From June/July 2006 to April 2011, home prices covered in the Case Shiller 10-City 20-City Composites Indices declined -32.6% and -32.8%. Since the two composites reached their lowest point in April 2009, they have gains 1.4% and 0.7%. Nonetheless, housing prices continue to drop in 20 large cities. Six metropolitan statistical areas (MSA) fell to new lows - Charlotte, Chicago, Detroit, Las Vegas, Miami, and Tampa.
In Atlanta and Phoenix, the market has virtually wiped out any gains in value since January 2000. Today, Detroit, Cleveland and Las Vegas have average home prices near the values of 11 years ago. This declined results in about 22% of people with homes mortgages “underwater” or values less than the mortgages on their homes.
The reports say Los Angeles, San Diego, and San Francisco home prices have moved above their recent lows. Washington D.C. area experienced a 3.0% increase over March and 4.0% yearly rate of growth -- the strongest market in the nation. Meanwhile, Minneapolis suffered the largest annual decline in home value --11.1%.
Other Housing Figures
The Case-Shiller report listed some housing figures from other sources: the numbers for May showed an increase in housing starts versus May of 2010. Keep in mind, housing starts fall near 30 years lows. Existing home sales, which shows a 15 percent increase over the previous year, but is 35% lower than 2005 sales. The report acknowledges foreclosures as a “factor in most part of the country.”

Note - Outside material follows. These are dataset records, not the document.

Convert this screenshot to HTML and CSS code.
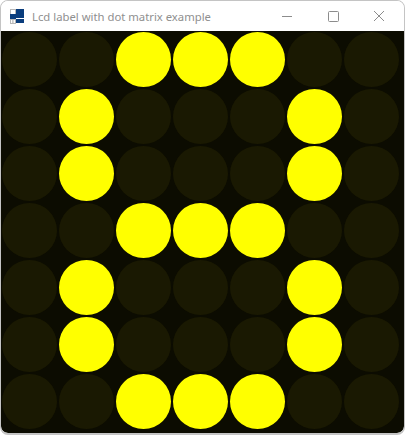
FILE: index.html
```html
<!DOCTYPE html>
<html>
<head>
<meta charset="utf-8">
<link rel="stylesheet" href="styles.css">
</head>
<body>
<div class="window">
  <div class="titlebar">
    <svg class="appicon" width="15" height="15" viewBox="0 0 15 15">
      <rect x="0.5" y="0.5" width="5" height="5" fill="#fff" stroke="#b8b8b8"/>
      <rect x="0" y="5" width="6" height="5" fill="#0a3d7d"/>
      <rect x="0.5" y="10.5" width="2.5" height="4" fill="#fff" stroke="#b8b8b8"/>
      <rect x="3" y="10.5" width="2.5" height="4" fill="#fff" stroke="#b8b8b8"/>
      <rect x="6" y="0" width="8" height="9" fill="#0a3d7d"/>
      <rect x="6" y="10" width="8" height="4" fill="#0a3d7d"/>
    </svg>
    <span class="title">Lcd label with dot matrix example</span>
    <div class="controls">
      <svg class="ctl" width="46" height="30" viewBox="0 0 46 30"><line x1="18" y1="15.5" x2="28" y2="15.5" stroke="#8c8c8c" stroke-width="1"/></svg>
      <svg class="ctl" width="46" height="30" viewBox="0 0 46 30"><rect x="18.5" y="10.5" width="10" height="10" rx="1" fill="none" stroke="#8c8c8c" stroke-width="1"/></svg>
      <svg class="ctl" width="46" height="30" viewBox="0 0 46 30"><path d="M18 10 L28 20 M28 10 L18 20" stroke="#8c8c8c" stroke-width="1"/></svg>
    </div>
  </div>
  <div class="content">
    <div class="matrix">
      <div class="dot"></div><div class="dot"></div><div class="dot on"></div><div class="dot on"></div><div class="dot on"></div><div class="dot"></div><div class="dot"></div>
      <div class="dot"></div><div class="dot on"></div><div class="dot"></div><div class="dot"></div><div class="dot"></div><div class="dot on"></div><div class="dot"></div>
      <div class="dot"></div><div class="dot on"></div><div class="dot"></div><div class="dot"></div><div class="dot"></div><div class="dot on"></div><div class="dot"></div>
      <div class="dot"></div><div class="dot"></div><div class="dot on"></div><div class="dot on"></div><div class="dot on"></div><div class="dot"></div><div class="dot"></div>
      <div class="dot"></div><div class="dot on"></div><div class="dot"></div><div class="dot"></div><div class="dot"></div><div class="dot on"></div><div class="dot"></div>
      <div class="dot"></div><div class="dot on"></div><div class="dot"></div><div class="dot"></div><div class="dot"></div><div class="dot on"></div><div class="dot"></div>
      <div class="dot"></div><div class="dot"></div><div class="dot on"></div><div class="dot on"></div><div class="dot on"></div><div class="dot"></div><div class="dot"></div>
    </div>
  </div>
</div>
</body>
</html>
```
FILE: styles.css
```css
html, body {
  margin: 0;
  padding: 0;
  background: #ffffff;
}
.window {
  width: 405px;
  height: 435px;
  box-sizing: border-box;
  border: 1px solid #c4c4c4;
  border-bottom-width: 2px;
  border-radius: 8px;
  overflow: hidden;
  display: flex;
  flex-direction: column;
  background: #ffffff;
}
.titlebar {
  height: 30px;
  flex: none;
  display: flex;
  align-items: center;
  background: #ffffff;
}
.appicon {
  margin-left: 9px;
  margin-right: 7px;
  flex: none;
}
.title {
  font-family: "Noto Sans", "Open Sans", sans-serif;
  font-size: 11.3px;
  color: #8f8f8f;
  white-space: nowrap;
}
.controls {
  margin-left: auto;
  display: flex;
  height: 30px;
  margin-right: 2px;
}
.ctl {
  display: block;
}
.content {
  flex: 1;
  background: #0c0c01;
  border-bottom-left-radius: 7px;
  border-bottom-right-radius: 7px;
}
.matrix {
  display: grid;
  grid-template-columns: repeat(7, 57px);
  grid-auto-rows: 57px;
}
.dot {
  margin: 1px;
  border-radius: 50%;
  background: #1a1902;
}
.dot.on {
  background: #ffff00;
}
```
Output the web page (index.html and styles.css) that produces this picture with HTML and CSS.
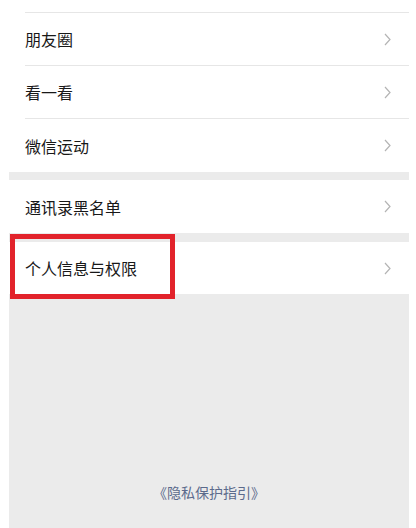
FILE: index.html
```html
<!DOCTYPE html>
<html lang="zh-CN">
<head>
<meta charset="utf-8">
<link rel="stylesheet" href="styles.css">
</head>
<body>
<div class="page">
  <div class="group">
    <div class="stub"></div>
    <div class="row"><div class="row-body"><span class="label">朋友圈</span><svg class="chev" viewBox="0 0 7 13" width="7" height="13"><polyline points="1,1 6,6.5 1,12" /></svg></div></div>
    <div class="row"><div class="row-body"><span class="label">看一看</span><svg class="chev" viewBox="0 0 7 13" width="7" height="13"><polyline points="1,1 6,6.5 1,12" /></svg></div></div>
    <div class="row"><div class="row-body tall"><span class="label">微信运动</span><svg class="chev" viewBox="0 0 7 13" width="7" height="13"><polyline points="1,1 6,6.5 1,12" /></svg></div></div>
  </div>
  <div class="group">
    <div class="row"><div class="row-body first"><span class="label">通讯录黑名单</span><svg class="chev" viewBox="0 0 7 13" width="7" height="13"><polyline points="1,1 6,6.5 1,12" /></svg></div></div>
  </div>
  <div class="group highlight-group">
    <div class="row"><div class="row-body first short"><span class="label">个人信息与权限</span><svg class="chev" viewBox="0 0 7 13" width="7" height="13"><polyline points="1,1 6,6.5 1,12" /></svg></div></div>
    <div class="highlight"></div>
  </div>
  <div class="footer"><span class="link">《隐私保护指引》</span></div>
</div>
</body>
</html>
```

FILE: styles.css
```css
html, body {
  margin: 0;
  padding: 0;
  background: #ffffff;
}
body {
  font-family: "Noto Sans CJK SC", "Noto Sans", sans-serif;
}
.page {
  margin-left: 9px;
  width: 400px;
  height: 528px;
  background: #ebebeb;
  display: flex;
  flex-direction: column;
  gap: 8px;
}
.group {
  background: #ffffff;
}
.highlight-group {
  position: relative;
  margin-top: 1px;
}
.stub {
  height: 12px;
}
.row {
  padding-left: 16px;
}
.row-body {
  height: 52px;
  border-top: 1px solid #e6e6e6;
  display: flex;
  align-items: center;
  justify-content: space-between;
  padding-right: 18px;
}
.row-body.tall {
  height: 53px;
}
.row-body.first {
  border-top: none;
  height: 53px;
}
.row-body.short {
  height: 52px;
}
.label {
  font-size: 16px;
  line-height: 22px;
  color: #181818;
}
.chev {
  display: block;
  fill: none;
  stroke: #b4b4b4;
  stroke-width: 1.2;
}
.highlight {
  position: absolute;
  left: 1px;
  top: -8px;
  width: 155px;
  height: 55px;
  border: 5px solid #e2232b;
}
.footer {
  margin-top: auto;
  padding-bottom: 25px;
  text-align: center;
}
.link {
  font-size: 14px;
  line-height: 20px;
  color: #5b6a8c;
}
```
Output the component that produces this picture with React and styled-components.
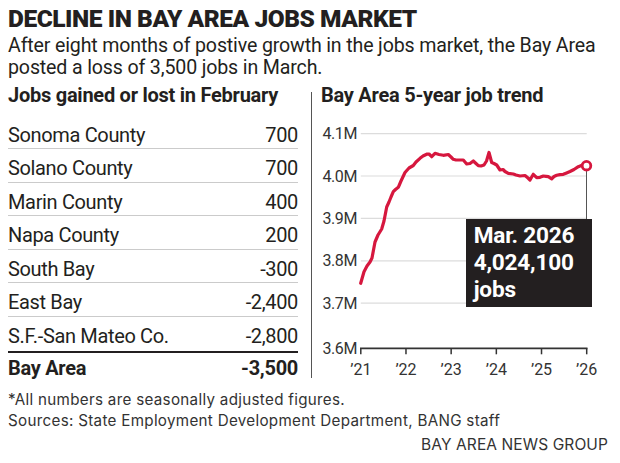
import React from 'react';
import styled, { createGlobalStyle } from 'styled-components';

const Global = createGlobalStyle`
  html, body { margin: 0; padding: 0; background: #fff; }
  body {
    width: 620px; height: 463px; overflow: hidden;
    font-family: Roboto, "Liberation Sans", sans-serif; color: #231f20;
  }
`;

const Page = styled.div`
  width: 620px;
  height: 463px;
  box-sizing: border-box;
  padding: 5px 0 0 8px;
`;

const Title = styled.h1`
  margin: 0;
  font: 900 24.5px/28px Roboto, "Liberation Sans", sans-serif;
  letter-spacing: -0.45px;
  color: #231f20;
  white-space: nowrap;
`;

const Dek = styled.div`
  margin-top: 2px;
  display: flex;
  flex-direction: column;
`;

const DekLine = styled.span`
  display: block;
  height: 21.5px;
  font: 400 19.6px/21.5px Roboto, "Liberation Sans", sans-serif;
  letter-spacing: -0.15px;
  color: #231f20;
  white-space: nowrap;
`;

const Columns = styled.div`
  display: grid;
  grid-template-columns: 290px 14px 308px;
  margin-top: 5px;
`;

const Column = styled.div`
  display: flex;
  flex-direction: column;
  position: relative;
`;

const Divider = styled.div`
  justify-self: end;
  width: 1px;
  background: #555;
  margin: 8.8px 0 4px;
`;

const SectionHead = styled.h2`
  margin: 0;
  height: 24px;
  font: 700 20px/24px Roboto, "Liberation Sans", sans-serif;
  letter-spacing: -0.25px;
  color: #231f20;
  padding-left: ${(p) => p.$indent || 0}px;
  white-space: nowrap;
`;

const Table = styled.div`
  margin-top: 8.6px;
  display: flex;
  flex-direction: column;
`;

const Row = styled.div`
  display: flex;
  justify-content: space-between;
  box-sizing: border-box;
  height: ${(p) => (p.$rule ? 36 : 33.5)}px;
  padding-top: 5px;
  font: 400 20px/28px Roboto, "Liberation Sans", sans-serif;
  letter-spacing: -0.35px;
  border-bottom: ${(p) => (p.$rule ? '2.5px solid #231f20' : '1.5px solid #cbcbcb')};
`;

const TotalRow = styled.div`
  display: flex;
  justify-content: space-between;
  height: 28px;
  padding-top: 1.5px;
  font: 700 20px/28px Roboto, "Liberation Sans", sans-serif;
  letter-spacing: -0.3px;
`;

const ChartWrap = styled.div`
  position: relative;
  width: 308px;
  height: 273px;
  svg { display: block; }
`;

const Callout = styled.div`
  position: absolute;
  left: 153.7px;
  top: 112.3px;
  width: 126.6px;
  height: 88px;
  box-sizing: border-box;
  padding: 3px 0 0 8px;
  background: #231f20;
  color: #fff;
  font: 700 22.6px/27px Roboto, "Liberation Sans", sans-serif;
  letter-spacing: -0.2px;
  white-space: nowrap;
`;

const Notes = styled.div`
  margin-top: 8.4px;
  font: 400 15.2px/20.3px Inter, "Liberation Sans", sans-serif;
  color: #333;
  letter-spacing: 0.3px;
  white-space: nowrap;
`;

const Credit = styled.div`
  margin-top: 3.7px;
  padding-right: 12px;
  text-align: right;
  font: 400 15.5px/20px Inter, "Liberation Sans", sans-serif;
  letter-spacing: 0.1px;
  color: #333;
`;

const rows = [
  ['Sonoma County', '700'],
  ['Solano County', '700'],
  ['Marin County', '400'],
  ['Napa County', '200'],
  ['South Bay', '-300'],
  ['East Bay', '-2,400'],
  ['S.F.-San Mateo Co.', '-2,800'],
];

const grid = [
  { label: '4.1M', y: 133.7 },
  { label: '4.0M', y: 176 },
  { label: '3.9M', y: 218.4 },
  { label: '3.8M', y: 260.8 },
  { label: '3.7M', y: 303.2 },
];

const years = ['21', '22', '23', '24', '25', '26'];
const X0 = 360.8;
const X1 = 586.7;
const AXIS_Y = 348.3;

const pts = [
  [360.7, 283.3], [364, 271.7], [367, 266], [370, 262], [372, 258], [375, 242],
  [378, 235], [381.7, 229], [384, 221], [386.7, 207], [389, 202], [391, 197],
  [393.3, 191.7], [395.5, 189.5], [398.3, 187.3], [401, 181], [405, 172.5],
  [409, 168], [413.3, 165.5], [416, 162], [420, 158.3], [423, 156], [426.7, 154.2],
  [429, 154], [431.7, 156.7], [435, 153.3], [439, 154.5], [443.3, 155.3],
  [448.3, 154.5], [451, 157], [453.3, 159.3], [456, 160], [463.3, 160],
  [466.7, 164], [470, 163.5], [473.3, 161], [476, 163.5], [478.3, 165.7],
  [481, 166], [484, 165], [486.5, 161], [489, 152.5], [491.7, 162.5],
  [494, 163.5], [496.7, 165], [500, 170], [503, 169.5], [505, 171.5],
  [508.3, 173.3], [513.3, 174], [516, 175], [520, 176], [525, 175.5],
  [528, 178], [530, 180], [533.3, 174.3], [536.7, 177.7], [540, 177.3],
  [543.3, 176], [546, 176.3], [548.3, 176.7], [551.7, 178.8], [554, 176.5],
  [556.7, 175.3], [560, 174.6], [563.3, 174.3], [566, 173.2], [570, 171.5],
  [574, 169.5], [578.3, 166.7], [582, 165.3], [586.5, 165.7],
];

const LABEL_FONT = "Roboto, 'Liberation Sans', sans-serif";

function TrendChart() {
  const d = pts.map((p, i) => `${i ? 'L' : 'M'}${p[0]} ${p[1]}`).join(' ');
  const step = (X1 - X0) / 5;
  return (
    <svg width="308" height="273" viewBox="312 107 308 273">
      {grid.map((g) => (
        <g key={g.label}>
          <line x1={X0} x2={X1} y1={g.y} y2={g.y} stroke="#dcdcdc" strokeWidth="1.2" />
          <text x="357" y={g.y + 5.6} textAnchor="end" fontFamily={LABEL_FONT} fontSize="16" letterSpacing="-0.4" fill="#333">
            {g.label}
          </text>
        </g>
      ))}
      <text x="357" y={AXIS_Y + 5.6} textAnchor="end" fontFamily={LABEL_FONT} fontSize="16" letterSpacing="-0.4" fill="#333">
        3.6M
      </text>
      <line x1={X0 - 0.8} x2={X1 + 0.8} y1={AXIS_Y} y2={AXIS_Y} stroke="#333" strokeWidth="1.8" />
      {years.map((yr, i) => {
        const x = X0 + step * i;
        return (
          <g key={yr}>
            <line x1={x} x2={x} y1={AXIS_Y} y2={AXIS_Y + 6} stroke="#333" strokeWidth="1.5" />
            <text x={x} y="374.5" textAnchor="middle" fontFamily={LABEL_FONT} fontSize="16" fill="#333">
              {'\u2019' + yr}
            </text>
          </g>
        );
      })}
      <line x1="586.5" x2="586.5" y1="170" y2="220" stroke="#555" strokeWidth="1" />
      <path d={d} fill="none" stroke="#d6173e" strokeWidth="3.2" strokeLinejoin="round" strokeLinecap="round" />
      <circle cx="586.5" cy="165.7" r="4.3" fill="#fff" stroke="#d6173e" strokeWidth="2.8" />
    </svg>
  );
}

export default function App() {
  return (
    <>
      <Global />
      <Page>
        <Title>DECLINE IN BAY AREA JOBS MARKET</Title>
        <Dek>
          <DekLine>After eight months of postive growth in the jobs market, the Bay Area</DekLine>
          <DekLine>posted a loss of 3,500 jobs in March.</DekLine>
        </Dek>
        <Columns>
          <Column>
            <SectionHead>Jobs gained or lost in February</SectionHead>
            <Table>
              {rows.map(([name, val], i) => (
                <Row key={name} $rule={i === rows.length - 1}>
                  <span>{name}</span>
                  <span>{val}</span>
                </Row>
              ))}
              <TotalRow>
                <span>Bay Area</span>
                <span>-3,500</span>
              </TotalRow>
            </Table>
          </Column>
          <Divider />
          <Column>
            <SectionHead $indent={9}>Bay Area 5-year job trend</SectionHead>
            <ChartWrap>
              <TrendChart />
              <Callout>
                Mar. 2026
                <br />
                4,024,100
                <br />
                jobs
              </Callout>
            </ChartWrap>
          </Column>
        </Columns>
        <Notes>
          *All numbers are seasonally adjusted figures.
          <br />
          Sources: State Employment Development Department, BANG staff
        </Notes>
        <Credit>BAY AREA NEWS GROUP</Credit>
      </Page>
    </>
  );
}
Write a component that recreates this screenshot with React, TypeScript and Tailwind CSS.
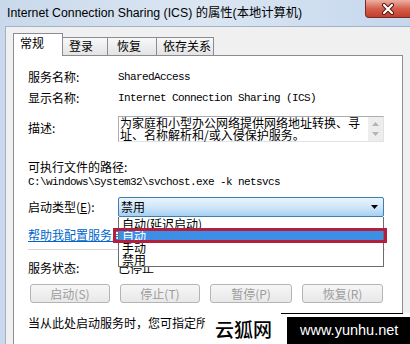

Even with this good bit of news, undervalued housing, and low interest rate, analysts do not expect a robust housing market any time soon, but believe most of the decline is behind us. Some other factors effecting tighter financing standards by mortgage lenders make it more difficult for borrowers to get a mortgage.
Employment and Inventory
The expiration of the Home Buyers Tax Credit and the failure of the government's multiple programs designed to help struggling homeowners get relief, such as the loan modification programs, have also help put the brakes on further stimulating the housing market. Perhaps the most critical component for sustain housing recovery is the need for continued job growth.
In a recent presentation, Forest Economic Advisors owner and economist (FEA) Brendan Lowney, states the key to a housing industry recovery hinges on reducing the unemployment rate. Unemployment currently hovers around 9.7%; some would say the figure is more like 16.6% when you add people who have given up finding employment and underemployed workers. Lowney say people form households and buy houses when they feel comfortable about their economic circumstances and well-being. The increased demand for housing is what dissipates housing supply.
He categorizes the current housing market as one of “under demand vs. over supply.” The average inventory of housing stock had been 1.9 million homes; May figures show the available housing inventory at 3.2 million homes. He calls the excess supply “housing overhang.” Housing that stands in the way of new home sales, and makes it difficult for builders to compete. According to Lowery, Florida has about 20 percent of the available supply - 500,000 units.
Case-Shiller only gives a passing mention of foreclosures in its report. These units will start will come on the market when the banks resume foreclosures. Lowney figures do not include the “shadow inventory” either. An estimated 1.8 million homeowners are at some stage of the foreclosure process.